Et cette simplicité en surface implique une grande complexité dans le traitement des datas. Un constat partagé par bon nombre de convives. « Si les outils sont de plus en plus sophistiqués, c’est aussi parce qu’ils doivent être plus intelligents par eux-mêmes. Ils gèrent de plus en plus de complexité et doivent en faire beaucoup plus car nous avons besoin de nous simplifier la vie et notre tâche », rappelle la directrice des achats indirects groupe d’un mastodonte de la grande distribution. Pour s’éviter des nœuds au cerveau et un déploiement douloureux de son outil sur toutes ses géographies, elle s’est contentée du standard de l’outil. « Nous avons fait en sorte de s’adapter à l’outil et non l’inverse, car il est bien trop difficile d’épouser les contours de tous nos besoins », a-t-elle expliqué. « Nous sommes davantage exigeants et manipulons de plus en plus de datas, aussi bien sur la partie RSE, que risque entre autres. Les tâches sont plus nombreuses, de fait les outils sont plus complexes », complète quant à elle une de ses pairs.

Un environnement complexe aussi du point de vue règlementaire

Le cadre réglementaire, de plus en plus dense, est également à prendre en considération par les acheteurs.
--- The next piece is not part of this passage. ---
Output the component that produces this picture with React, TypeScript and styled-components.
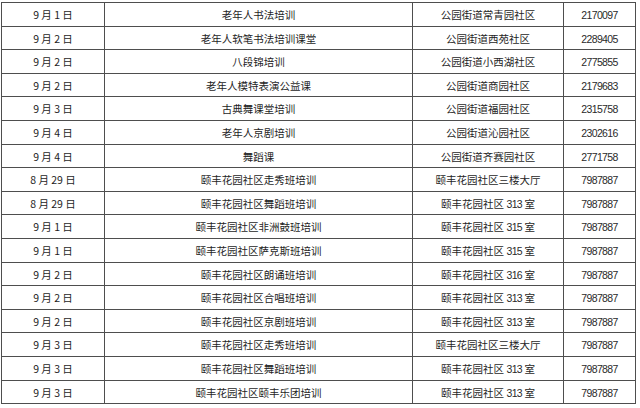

Entre la déclaration développement durable des entreprises, le devoir de vigilance … les Achats ne savent plus où donner de la tête. De même, la masse d’informations demandées aux fournisseurs ne cesse de s’accroître, au risque de peser sur la relation business et de dissuader de nouveaux entrants, mais aussi sur « la relation avec le prescripteur », pointe l’un des convives. Comment, dans ce contexte, les acheteurs peuvent-ils conserver la maîtrise du risque sans alourdir la relation fournisseur-prescripteur ? Vaste question.